VIII
Je vis, je meurs : je me brule et me noye.
J’ay chaut estreme en endurant froidure :
La vie m’est et trop molle et trop dure.
J’ay grans ennuis entremeslez de joye :
Tout à un coup je ris et je larmoye,
Et en plaisir maint grief tourment j’endure :
Mon bien s’en va, et à jamais il dure :
Tout en un coup je seiche et je verdoye.
Ainsi Amour inconstamment me meine :
Et quand je pense avoir plus de douleur,
Sans y penser je me treuve hors de peine.
Puis quand je croy ma joye estre certeine,
Et estre au haut de mon desiré heur,
Il me remet en mon premier malheur.
Ik sterf, ik leef, ik zink en sta in brand.
Stikkend van warmte ril ik van de koude;
Mijn leven mengt het lege en ’t benauwde.
Hoe uitgelaten ook, ik ben onthand;
Huilen en lachen is mij navenant,
Mijn lust laat zich door pijn nooit lang weerhouden;
Mijn leed houdt aan maar blijft nooit lang behouden;
Tegelijk ben ’k groen als gras en dor als zand.
Zo blijven mij steeds Liefdes luimen leiden;
En denk ik dat ik los ben van mijn juk,
Dan blijkt ineens verdriet niet te vermijden.
Maar lijk ik dan weer zeker van mijn lijden,
En op het toppunt van mijn ongeluk,
Dan word ik teruggezet in mijn geluk.
XIII
Oh si j’estois en ce beau sein ravie
De celui là pour lequel vois mourant :
Si avec lui vivre le demeurant
De mes cours jours ne m’empeschoit envie :
Si m’acollant me disoit : chere Amie,
Contentons nous l’un l’autre, s’asseurant
Que ja tempeste, Euripe, ne Courant
Ne nous pourra desjoindre en notre vie :
Si de mes bras le tenant acollé,
Comme du Lierre est l’arbre encercelé,
La mort venoit, de mon aise envieuse :
Lors que souef plus il me baiseroit,
Et mon esprit sur ses levres fuiroit,
Bien je mourrois, plus que vivante, heureuse.

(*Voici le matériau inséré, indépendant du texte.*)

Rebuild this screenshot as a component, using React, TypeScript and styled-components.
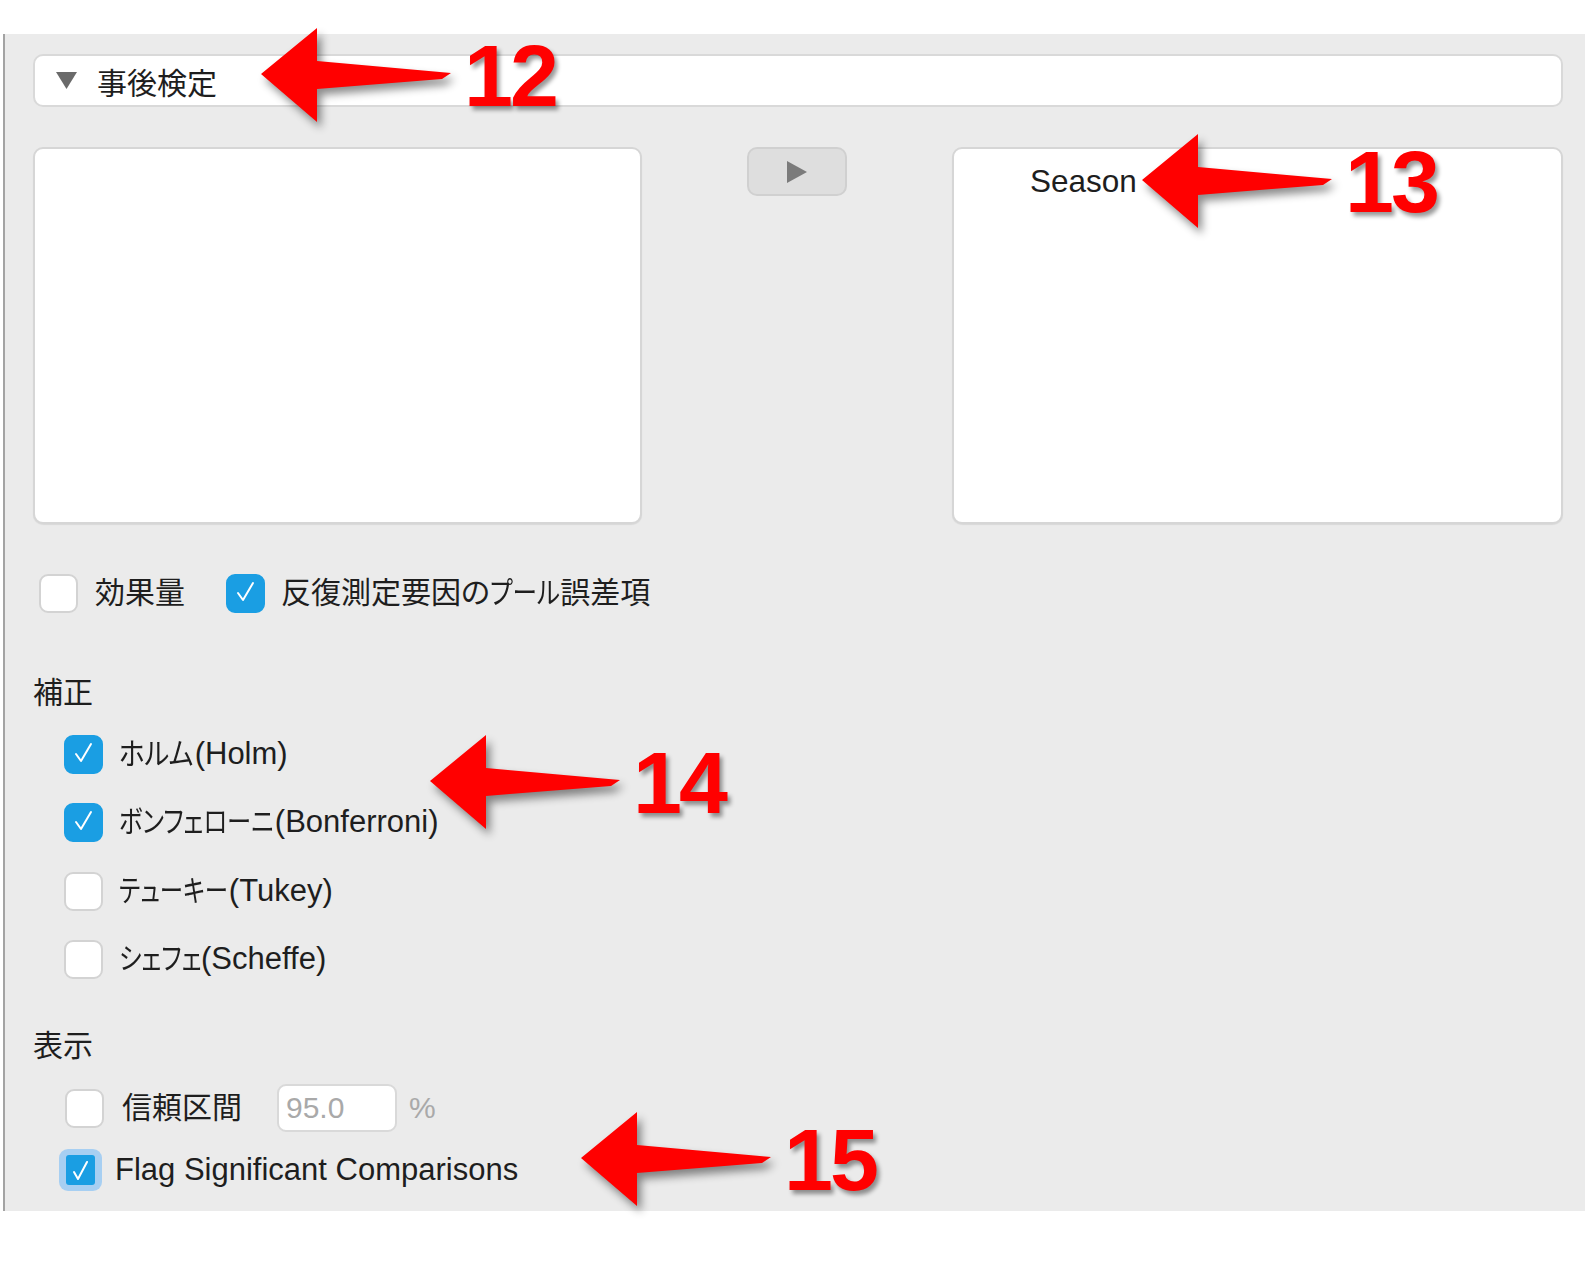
import React from "react";
import styled, { createGlobalStyle } from "styled-components";

const GlobalStyle = createGlobalStyle`
  html, body {
    margin: 0;
    padding: 0;
    background: #ffffff;
  }
  body {
    font-family: "Liberation Sans", "Noto Sans CJK JP", sans-serif;
    color: #1e1e1e;
    font-feature-settings: "palt";
  }
`;

const Page = styled.div`
  position: relative;
  width: 1585px;
  height: 1272px;
  padding-top: 34px;
  box-sizing: border-box;
  overflow: hidden;
`;

const Panel = styled.div`
  margin-left: 3px;
  height: 1177px;
  box-sizing: border-box;
  border-left: 2px solid #a3a3a3;
  background: #ebebeb;
  padding: 20px 22px 0 28px;
  display: flex;
  flex-direction: column;
`;

const SectionHeader = styled.div`
  height: 53px;
  box-sizing: border-box;
  background: #ffffff;
  border: 2px solid #d9d9d9;
  border-radius: 10px;
  display: flex;
  align-items: center;
  padding-left: 21px;
  gap: 20px;
  font-size: 30px;
`;

const ListsRow = styled.div`
  margin-top: 40px;
  height: 377px;
  display: grid;
  grid-template-columns: 609px 1fr 611px;
`;

const ListBox = styled.div`
  background: #ffffff;
  border: 2px solid #d6d6d6;
  border-radius: 10px;
  box-shadow: 0 1px 1px rgba(0, 0, 0, 0.08);
  padding: 14px 0 0 76px;
  font-size: 31.5px;
  line-height: 36px;
`;

const Middle = styled.div`
  display: flex;
  justify-content: center;
  align-items: flex-start;
`;

const MoveButton = styled.div`
  width: 100px;
  height: 49px;
  box-sizing: border-box;
  background: #dedede;
  border: 2px solid #d0d0d0;
  border-radius: 10px;
  display: flex;
  align-items: center;
  justify-content: center;
`;

const Row = styled.div<{ $indent?: number; $top: number; $h?: number }>`
  display: flex;
  align-items: center;
  height: ${(p) => p.$h ?? 40}px;
  margin-top: ${(p) => p.$top}px;
  padding-left: ${(p) => p.$indent ?? 6}px;
  font-size: 30px;
`;

const Label = styled.span<{ $gap?: number }>`
  margin-left: ${(p) => p.$gap ?? 17}px;
  white-space: nowrap;
  line-height: 36px;
`;

const Latin = styled.span`
  font-size: 31px;
`;

/* narrow (condensed) katakana as rendered in the original UI */
const Kana = styled.span<{ $scale: number; $cut: number }>`
  display: inline-block;
  transform: scaleX(${(p) => p.$scale});
  transform-origin: left center;
  margin-right: ${(p) => -p.$cut}px;
`;

const GroupTitle = styled.div<{ $top: number }>`
  margin-top: ${(p) => p.$top}px;
  height: 36px;
  line-height: 36px;
  font-size: 30px;
`;

const Box = styled.div<{ $checked?: boolean; $spaced?: number }>`
  width: 39px;
  height: 39px;
  box-sizing: border-box;
  flex: none;
  border-radius: 9px;
  margin-left: ${(p) => p.$spaced ?? 0}px;
  background: ${(p) => (p.$checked ? "#1a9ee3" : "#ffffff")};
  border: 2px solid ${(p) => (p.$checked ? "#1a9ee3" : "#d3d3d3")};
  display: flex;
  align-items: center;
  justify-content: center;
`;

const FocusBox = styled.div`
  width: 43px;
  height: 42px;
  box-sizing: border-box;
  flex: none;
  margin-left: -5px;
  border-radius: 9px;
  background: #a7cff2;
  display: flex;
  align-items: center;
  justify-content: center;
`;

const FocusInner = styled.div`
  width: 29px;
  height: 30px;
  border-radius: 3px;
  background: #1a9ee3;
  display: flex;
  align-items: center;
  justify-content: center;
`;

const NumberInput = styled.div`
  margin-left: 35px;
  width: 120px;
  height: 48px;
  box-sizing: border-box;
  background: #ffffff;
  border: 2px solid #d9d9d9;
  border-radius: 9px;
  color: #a9a9a9;
  font-size: 30px;
  display: flex;
  align-items: center;
  padding-left: 7px;
`;

const Unit = styled.span`
  margin-left: 12px;
  color: #a9a9a9;
  font-size: 30px;
`;

const Annotation = styled.div`
  position: absolute;
  display: flex;
  align-items: flex-start;
  pointer-events: none;
`;

const ArrowSvg = styled.svg`
  display: block;
  flex: none;
  filter: drop-shadow(4px 6px 4px rgba(0, 0, 0, 0.45));
`;

const Num = styled.div`
  margin-top: 7px;
  margin-left: 8px;
  font-family: "Liberation Sans", sans-serif;
  font-weight: 700;
  font-size: 88px;
  line-height: 90px;
  color: #ff0000;
  letter-spacing: -3px;
  text-shadow: 3px 4px 4px rgba(0, 0, 0, 0.4);
`;

const Check = ({ small }: { small?: boolean }) =>
  small ? (
    <svg width="20" height="22" viewBox="0 0 20 22">
      <polyline points="3,13 7,20 16,3" fill="none" stroke="#ffffff" strokeWidth="2" strokeLinecap="round" strokeLinejoin="round" />
    </svg>
  ) : (
    <svg width="22" height="24" viewBox="0 0 22 24">
      <polyline points="3,12 8,19 18,2" fill="none" stroke="#ffffff" strokeWidth="2" strokeLinecap="round" strokeLinejoin="round" />
    </svg>
  );

const CheckBox = ({ checked, spaced }: { checked?: boolean; spaced?: number }) => (
  <Box $checked={checked} $spaced={spaced}>
    {checked && <Check />}
  </Box>
);

const Callout = ({ x, y, n }: { x: number; y: number; n: string }) => (
  <Annotation style={{ left: x - 5, top: y - 50 }}>
    <ArrowSvg width="200" height="110" viewBox="0 0 200 110">
      <polygon points="5,50 61,4 61,37 195,49 186,55 61,65 61,98" fill="#ff0000" />
    </ArrowSvg>
    <Num>{n}</Num>
  </Annotation>
);

export default function App() {
  return (
    <Page>
      <GlobalStyle />
      <Panel>
        <SectionHeader>
          <svg width="21" height="17" viewBox="0 0 21 17">
            <polygon points="0,0 21,0 10.5,17" fill="#6a6a6a" />
          </svg>
          <span>事後検定</span>
        </SectionHeader>

        <ListsRow>
          <ListBox />
          <Middle>
            <MoveButton>
              <svg width="20" height="22" viewBox="0 0 20 22">
                <polygon points="0,0 20,11 0,22" fill="#7b7b7b" />
              </svg>
            </MoveButton>
          </Middle>
          <ListBox>Season</ListBox>
        </ListsRow>

        <Row $top={49}>
          <CheckBox />
          <Label>効果量</Label>
          <CheckBox checked spaced={41} />
          <Label $gap={16}>
            反復測定要因の<Kana $scale={0.82} $cut={15}>プール</Kana>誤差項
          </Label>
        </Row>

        <GroupTitle $top={62}>補正</GroupTitle>
        <Row $top={23} $indent={31}>
          <CheckBox checked />
          <Label $gap={16}>
            <Kana $scale={0.88} $cut={9}>ホルム</Kana>
            <Latin>(Holm)</Latin>
          </Label>
        </Row>
        <Row $top={28} $indent={31}>
          <CheckBox checked />
          <Label $gap={16}>
            <Kana $scale={0.81} $cut={35}>ボンフェローニ</Kana>
            <Latin>(Bonferroni)</Latin>
          </Label>
        </Row>
        <Row $top={29} $indent={31}>
          <CheckBox />
          <Label $gap={16}>
            <Kana $scale={0.78} $cut={30}>テューキー</Kana>
            <Latin>(Tukey)</Latin>
          </Label>
        </Row>
        <Row $top={28} $indent={31}>
          <CheckBox />
          <Label $gap={16}>
            <Kana $scale={0.81} $cut={20}>シェフェ</Kana>
            <Latin>(Scheffe)</Latin>
          </Label>
        </Row>

        <GroupTitle $top={49}>表示</GroupTitle>
        <Row $top={20} $indent={32} $h={48}>
          <CheckBox />
          <Label $gap={18}>信頼区間</Label>
          <NumberInput>95.0</NumberInput>
          <Unit>%</Unit>
        </Row>
        <Row $top={17} $indent={31} $h={42}>
          <FocusBox>
            <FocusInner>
              <Check small />
            </FocusInner>
          </FocusBox>
          <Label $gap={13}>
            <Latin>Flag Significant Comparisons</Latin>
          </Label>
        </Row>
      </Panel>

      <Callout x={261} y={74} n="12" />
      <Callout x={1142} y={180} n="13" />
      <Callout x={430} y={781} n="14" />
      <Callout x={581} y={1158} n="15" />
    </Page>
  );
}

# Stel: ik lig verzaligd aan de gespierde borst van de man op wie ik dodelijk verliefd ben;
# Stel: andermans afgunst belet me niet met hem de rest van mijn dagen te slijten;
# Stel: hij drukt zich tegen me aan, zegt: ‘Lieverd, laten we van elkaar genieten’, en beseft dan dat geen storm, stroom of zeestraat ons kan scheiden in dit leven;
# Stel: ik houd hem in mijn armen gedrukt, zoals klimop een boom omstrengelt, wanneer de dood, afgunstig op mijn wellust, zijn opwachting maakt;
# Stel: hij kust me dan nog inniger en mijn geest ontglipt naar zijn lippen;
→ O, ik zou gelukkiger sterven dan ik tijdens mijn leven ooit ben geweest.
XVIII
Baise m’encor, rebaise moy et baise :
Donne m’en un de tes plus savoureus,
Donne m’en un de tes plus amoureus :
Je t’en rendray quatre plus chaus que braise.
Las, te pleins tu ? ça que ce mal j’apaise,
En t’en donnant dix autres doucereus.
Ainsi meslans nos baisers tant heureus
Jouissons nous l’un de I’autre à notre aise.
Lors double vie à chacun en suivra.
Chacun en soy et son ami vivra.
Permets m’Amour penser quelque folie :
Tousjours suis mal, vivant discrettement,
Et ne me puis donner contentement,
Si hors de moy ne fay quelque saillie.
Neuk me nog eens, neuk me en blijf me neuken;
Maak me klaar zo smakelijk als je kunt,
Smoor me gaar in al het liefs dat je gunt;
Vier keer zal ik je neuken op de keuken-
Tafel. Is er wat? Kom, ik lijm je breuken,
Tien keer breng ik je tot het hoogtepunt.
Laten we lekker neuken zonder gestunt-
El en niet stoppen, als we ’t voelen jeuken.
Elk heeft er zo een tweede leven bij.
Elk leeft zo in zichzelf en allebei
Ook in elkaar. Gek hè, ’k heb zoiets van:
Ik voel me kut, ik kom het huis niet uit,
Ik moet aankloppen bij een therapeut,
Als ik niet uit mijn dak ga met een man.